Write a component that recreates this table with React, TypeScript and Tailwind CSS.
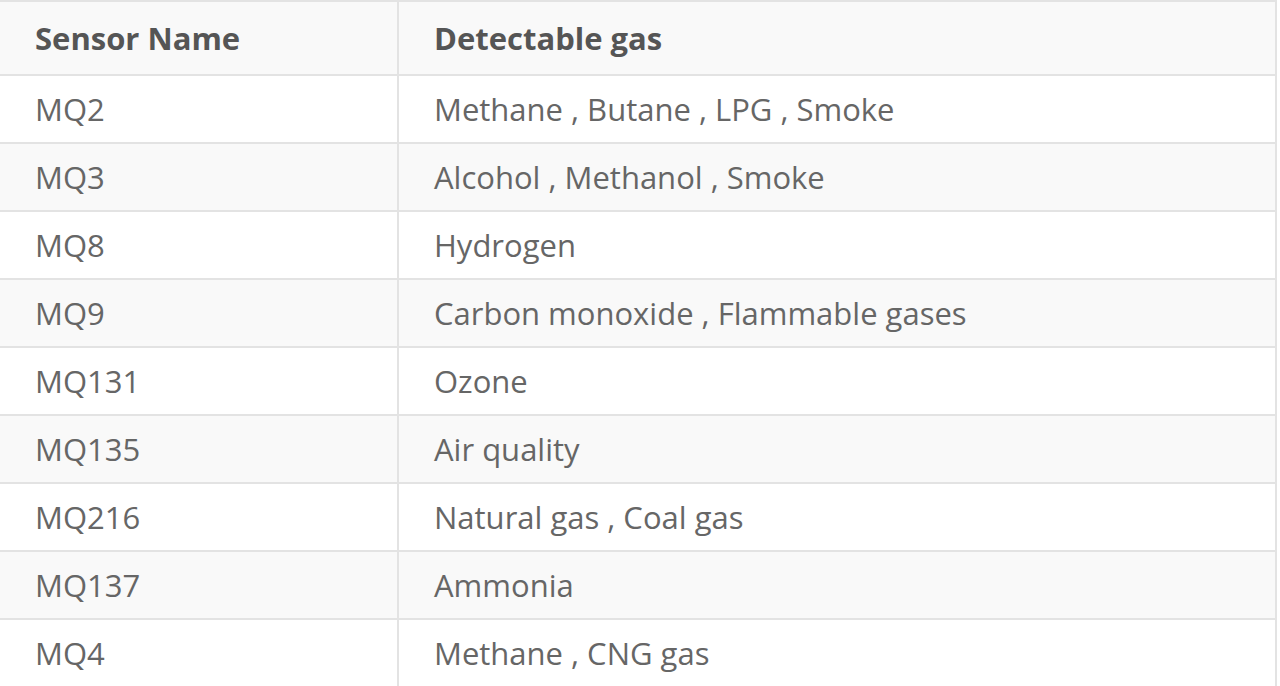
import React from "react";

const rows: [string, string][] = [
  ["MQ2", "Methane , Butane , LPG , Smoke"],
  ["MQ3", "Alcohol , Methanol , Smoke"],
  ["MQ8", "Hydrogen"],
  ["MQ9", "Carbon monoxide , Flammable gases"],
  ["MQ131", "Ozone"],
  ["MQ135", "Air quality"],
  ["MQ216", "Natural gas , Coal gas"],
  ["MQ137", "Ammonia"],
  ["MQ4", "Methane , CNG gas"],
];

export default function App() {
  return (
    <div className="w-[1280px] h-[686px] overflow-hidden bg-white" style={{ fontFamily: '"Open Sans", sans-serif' }}>
      <div className="w-[1277px] border-t-2 border-r-2 border-[#e3e3e3]">
        <div className="flex h-[74px] bg-[#f9f9f9] border-b-2 border-[#e3e3e3] text-[31px] font-bold text-[#555]">
          <div className="w-[399px] shrink-0 border-r-2 border-[#e3e3e3] pl-[35px] flex items-center">Sensor Name</div>
          <div className="flex-1 pl-[35px] flex items-center">Detectable gas</div>
        </div>
        {rows.map(([a, b], i) => (
          <div
            key={a}
            className={`flex h-[68px] border-b-2 border-[#e3e3e3] text-[31px] text-[#666] ${i % 2 === 1 ? "bg-[#f9f9f9]" : "bg-white"}`}
          >
            <div className="w-[399px] shrink-0 border-r-2 border-[#e3e3e3] pl-[35px] flex items-center">{a}</div>
            <div className="flex-1 pl-[35px] flex items-center">{b}</div>
          </div>
        ))}
      </div>
    </div>
  );
}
-- -- --
* _EXERCISE BRIEF_
Leave the images out and output the remaining material exactly as it stands.

* _RESPONSE TO THE TASK_
Write a component that recreates this table with React, TypeScript and Tailwind CSS.
import React from "react";

const rows: [string, string][] = [
  ["MQ2", "Methane , Butane , LPG , Smoke"],
  ["MQ3", "Alcohol , Methanol , Smoke"],
  ["MQ8", "Hydrogen"],
  ["MQ9", "Carbon monoxide , Flammable gases"],
  ["MQ131", "Ozone"],
  ["MQ135", "Air quality"],
  ["MQ216", "Natural gas , Coal gas"],
  ["MQ137", "Ammonia"],
  ["MQ4", "Methane , CNG gas"],
];

export default function App() {
  return (
    <div className="w-[1280px] h-[686px] overflow-hidden bg-white" style={{ fontFamily: '"Open Sans", sans-serif' }}>
      <div className="w-[1277px] border-t-2 border-r-2 border-[#e3e3e3]">
        <div className="flex h-[74px] bg-[#f9f9f9] border-b-2 border-[#e3e3e3] text-[31px] font-bold text-[#555]">
          <div className="w-[399px] shrink-0 border-r-2 border-[#e3e3e3] pl-[35px] flex items-center">Sensor Name</div>
          <div className="flex-1 pl-[35px] flex items-center">Detectable gas</div>
        </div>
        {rows.map(([a, b], i) => (
          <div
            key={a}
            className={`flex h-[68px] border-b-2 border-[#e3e3e3] text-[31px] text-[#666] ${i % 2 === 1 ? "bg-[#f9f9f9]" : "bg-white"}`}
          >
            <div className="w-[399px] shrink-0 border-r-2 border-[#e3e3e3] pl-[35px] flex items-center">{a}</div>
            <div className="flex-1 pl-[35px] flex items-center">{b}</div>
          </div>
        ))}
      </div>
    </div>
  );
}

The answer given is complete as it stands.